Brain activity aligns with artificial contextual embeddings: What next?

Psycholinguistic theory has traditionally pointed to the importance of explicit symbol manipulation in humans, to explain our unique facility for symbolic forms of intelligence such as language and mathematics. A recent report utilizing intracranial recordings in a cohort of three participants argues that language areas in the human brain rely on a continuous vectorial embedding space to represent language.

Published recently in Nature Communications, Ariel Goldstein and colleagues recorded activity from the inferior frontal cortex while participants listened to a podcast. Focusing on single, word-by-word vectorial representations, the authors show that contextual embeddings derived from deep language models show similar geometric patterns to certain neural activity profiles in frontal cortex.

This means that inferior frontal cortex is generally sensitive to the kinds of statistics and cross-lexical similarities also picked up by deep language models. This is revealing, and rather intriguing work that should force linguists to consider how to carefully migrate their models of language into genuine neural dynamics.

These important results help reveal the role of the inferior frontal cortex in linguistic prediction, and shed much-needed light on the rapid temporal dynamics of lexico-semantic processing and prediction in this central language region.

The authors are surely correct to note that there is likely a “vector-based neural code for natural language processing” unveiled by these types of results. I would like to briefly add some additional points of discussion, with the goal of empirical expansion and conceptual refinement. Lexico-semantic and conceptual spaces being organized, parsed, accessed and stored along the types of dimensions outlined by deep language models probably only gets us an approximate representation of the true richness of language meaning, since there is much more to meaning (e.g., complex polysemy) than what can be read off from matrix multiplications and co-occurrence statistics.

A more fundamental qualification is that this type of research is distinct from figuring out the nature and format of intrinsic semantic features. It indicates that inferior frontal cortex is sensitive to how similar in semantic space clusters of words are, and building off of these findings will hopefully extend these types of mechanisms into the subsequent levels of the linguistic hierarchy.

What exactly comes next, though? Language processing is about the use and deployment of statistical information not as an end in itself, but in order to reach an underlying state of sensitivity to structure. Statistics seeking structure, not statistics driving structure. The authors note that self-supervised deep learning can “capture subtle statistical dependencies reflecting syntactic, semantic, and pragmatic relationships among words”. This is certainly true, although the bulk of processing here is reliant on linearity criteria: the kinds of relations one can readily plug into MATLAB and Python. However, as many other linguists have hypothesized, syntactic and semantic processing also calls upon certain biases that are independent of statistics, such as hierarchical, structure-dependent rules based on simple computational procedures such as Merge and its various formal restrictions. The parsing, algorithmic settlement of this architecture has been attempted via programs such as minimalist grammars and tree-adjoining grammars, aimed at capturing the expressive power of natural language, rather than the frequency profiles of lexical co-occurrences.

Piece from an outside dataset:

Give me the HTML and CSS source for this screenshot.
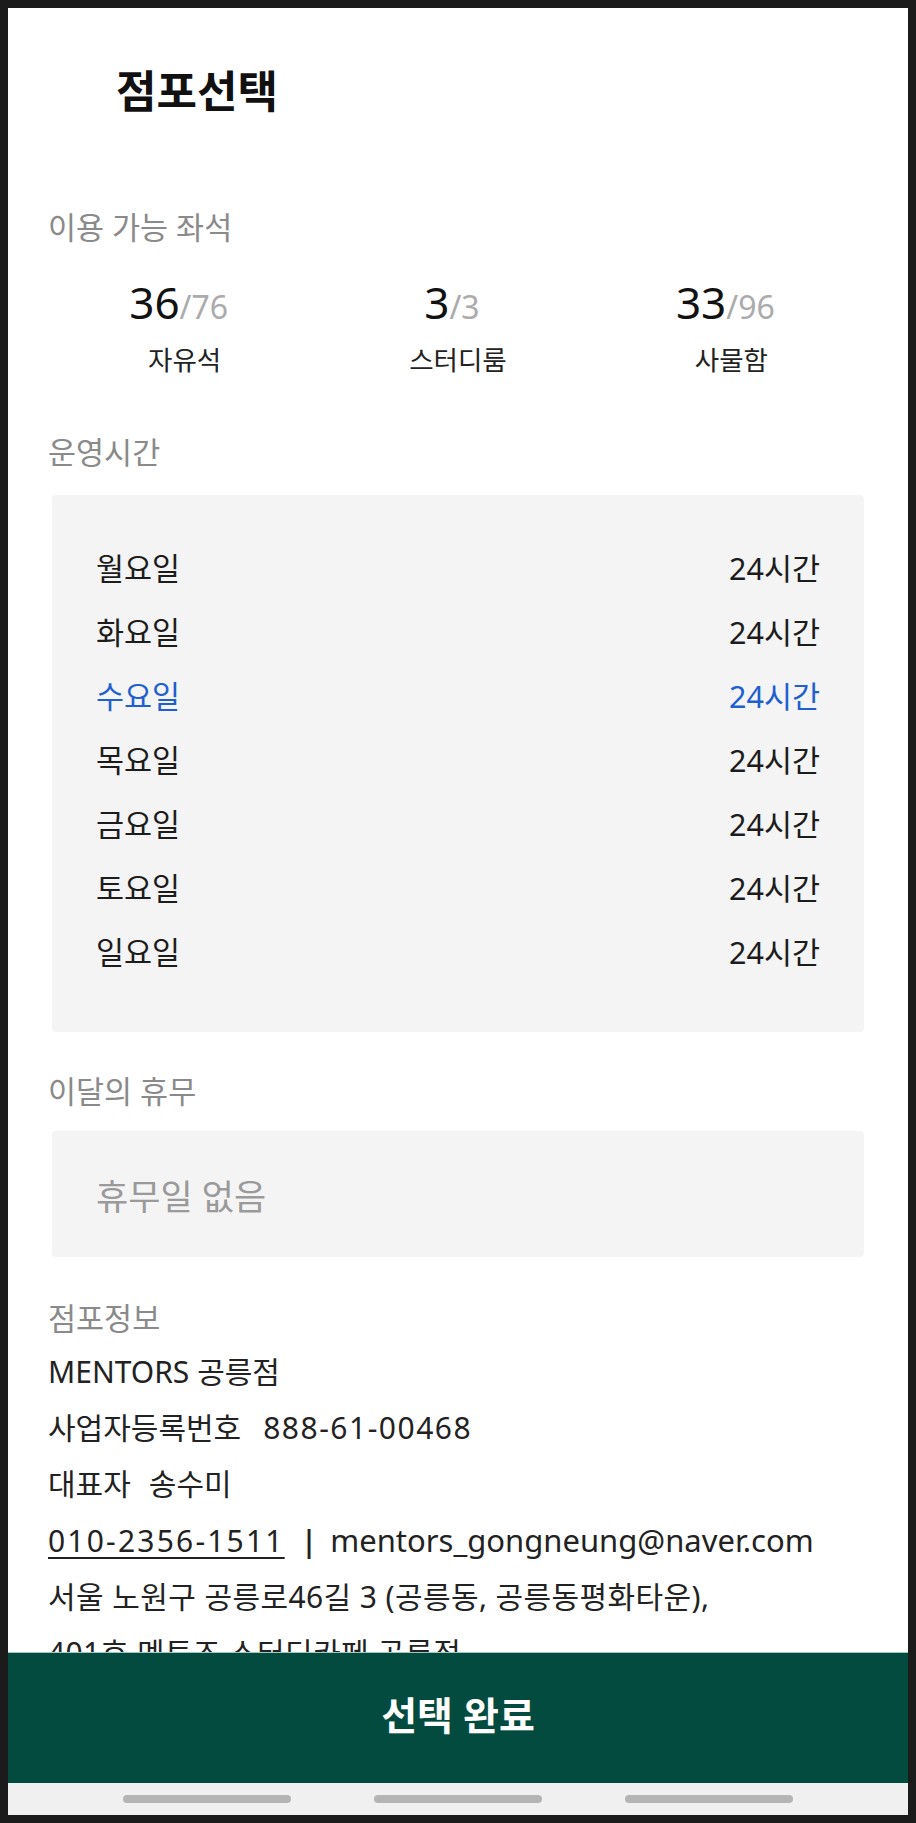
FILE: index.html
```html
<!DOCTYPE html>
<html lang="ko">
<head>
<meta charset="utf-8">
<title>점포선택</title>
<link rel="stylesheet" href="styles.css">
</head>
<body>
<div class="screen">
  <main class="content">
    <h1 class="title">점포선택</h1>

    <h2 class="section-label seats-label">이용 가능 좌석</h2>
    <div class="stats">
      <div class="stat">
        <div class="stat-num"><span class="cur">36</span><span class="tot">/76</span></div>
        <div class="stat-name">자유석</div>
      </div>
      <div class="stat">
        <div class="stat-num"><span class="cur">3</span><span class="tot">/3</span></div>
        <div class="stat-name">스터디룸</div>
      </div>
      <div class="stat">
        <div class="stat-num"><span class="cur">33</span><span class="tot">/96</span></div>
        <div class="stat-name">사물함</div>
      </div>
    </div>

    <h2 class="section-label hours-label">운영시간</h2>
    <div class="hours-box">
      <div class="day-row"><span>월요일</span><span>24시간</span></div>
      <div class="day-row"><span>화요일</span><span>24시간</span></div>
      <div class="day-row today"><span>수요일</span><span>24시간</span></div>
      <div class="day-row"><span>목요일</span><span>24시간</span></div>
      <div class="day-row"><span>금요일</span><span>24시간</span></div>
      <div class="day-row"><span>토요일</span><span>24시간</span></div>
      <div class="day-row"><span>일요일</span><span>24시간</span></div>
    </div>

    <h2 class="section-label holiday-label">이달의 휴무</h2>
    <div class="holiday-box">휴무일 없음</div>

    <h2 class="section-label info-label">점포정보</h2>
    <div class="info">
      <p class="info-line">MENTORS 공릉점</p>
      <p class="info-line">사업자등록번호<span class="sp"></span><span class="num">888-61-00468</span></p>
      <p class="info-line">대표자<span class="sp sp-short"></span>송수미</p>
      <p class="info-line"><span class="phone">010-2356-1511</span><span class="bar">|</span><span class="email">mentors_gongneung@naver.com</span></p>
      <p class="info-line address">서울 노원구 공릉로46길 3 (공릉동, 공릉동평화타운),</p>
      <p class="info-line address">401호 멘토즈 스터디카페 공릉점</p>
    </div>
  </main>

  <button class="confirm">선택 완료</button>

  <nav class="navbar">
    <span class="pill"></span>
    <span class="pill"></span>
    <span class="pill"></span>
  </nav>
</div>
</body>
</html>
```

FILE: styles.css
```css
* {
  box-sizing: border-box;
}

html, body {
  margin: 0;
  padding: 0;
}

body {
  background: #1b1b1b;
  font-family: "Noto Sans", "Noto Sans CJK KR", sans-serif;
  color: #1c1c1c;
}

.screen {
  margin: 8px;
  height: 1807px;
  background: #ffffff;
  display: flex;
  flex-direction: column;
  overflow: hidden;
}

.content {
  flex: 1;
  min-height: 0;
  overflow: hidden;
  padding: 0 40px;
}

.title {
  margin: 59px 0 0 68px;
  font-size: 44px;
  line-height: 48px;
  font-weight: 700;
  color: #111;
}

.section-label {
  margin: 0;
  font-size: 30.5px;
  line-height: 36px;
  font-weight: 400;
  color: #8a8a8a;
}

.seats-label {
  margin-top: 94px;
}

.stats {
  display: grid;
  grid-template-columns: repeat(3, 1fr);
  margin-top: 31px;
}

.stat {
  display: flex;
  flex-direction: column;
  align-items: center;
}

.stat-num {
  line-height: 52px;
  height: 52px;
  white-space: nowrap;
  margin-right: 12px;
}

.cur {
  font-size: 44px;
  color: #111;
}

.tot {
  font-size: 32px;
  color: #ababab;
}

.stat-name {
  margin-top: 15px;
  font-size: 26.5px;
  line-height: 34px;
  color: #222;
}

.hours-label {
  margin-top: 57px;
}

.hours-box {
  margin: 25px 4px 0;
  padding: 41px 44px 48px;
  background: #f4f4f4;
  border-radius: 4px;
}

.day-row {
  display: flex;
  justify-content: space-between;
  height: 64px;
  line-height: 64px;
  font-size: 30.5px;
  color: #1c1c1c;
}

.day-row.today {
  color: #1f5fcf;
}

.holiday-label {
  margin-top: 41px;
}

.holiday-box {
  margin: 22px 4px 0;
  height: 126px;
  padding: 0 44px;
  display: flex;
  align-items: center;
  background: #f4f4f4;
  border-radius: 4px;
  font-size: 35px;
  color: #9a9a9a;
}

.info-label {
  margin-top: 43px;
}

.info {
  margin-top: 8px;
}

.info-line {
  margin: 0;
  font-size: 30px;
  line-height: 56px;
  color: #222;
  white-space: nowrap;
}

.address {
  letter-spacing: 0.4px;
}

.sp {
  display: inline-block;
  width: 22px;
}

.sp-short {
  width: 18px;
}

.num {
  letter-spacing: 1.5px;
}

.phone {
  text-decoration: underline;
  text-decoration-thickness: 2px;
  text-underline-offset: 5px;
  letter-spacing: 2.2px;
}

.bar {
  display: inline-block;
  margin: 0 13px 0 16px;
  font-weight: 600;
}

.email {
  font-size: 31px;
}

.confirm {
  flex: none;
  height: 131px;
  border: 0;
  border-top: 1px solid #9fc9c0;
  margin: 0;
  padding: 0 0 10px;
  background: #034b3f;
  color: #ffffff;
  font-family: "Noto Sans", "Noto Sans CJK KR", sans-serif;
  font-size: 39px;
  font-weight: 700;
}

.navbar {
  flex: none;
  height: 32px;
  background: #f0f0f0;
  display: flex;
  justify-content: center;
  align-items: center;
  gap: 83px;
}

.pill {
  width: 168px;
  height: 8px;
  border-radius: 4px;
  background: #b4b4b4;
}
```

Because so much of ordinary language processing places demands on semantics, but typically less so on syntax (e.g., building phrases after phrases is a more routine and constrained process than searching one’s conceptual space to assemble the semantic content called upon by listening to podcasts), neural signatures of semantic integration and lexico-semantic content have been, unsurprisingly, easier to detect than the subtle differences between when the parser needs to wrap-up three open syntactic nodes compared to two nodes and then an adjunct.

The difficulty of discovering a clear neural signature of syntax has surprised and confused many linguists and cognitive neuroscientists, some of whom over recent years have quietly abandoned the task, to the point where now many believe the only hope we have for easily-detectible language signatures is to use deep language models to tell us what happens when the brain processes fruit-related words compared to animal-related words.

To connect these ideas more specifically with Goldstein and colleague’s work, the authors note that both the human brain and deep language models (DLM) “[incorporate] prior context into the meaning of individual words, spontaneously [predict] forthcoming words, and [compute] post-word-onset prediction error signals”.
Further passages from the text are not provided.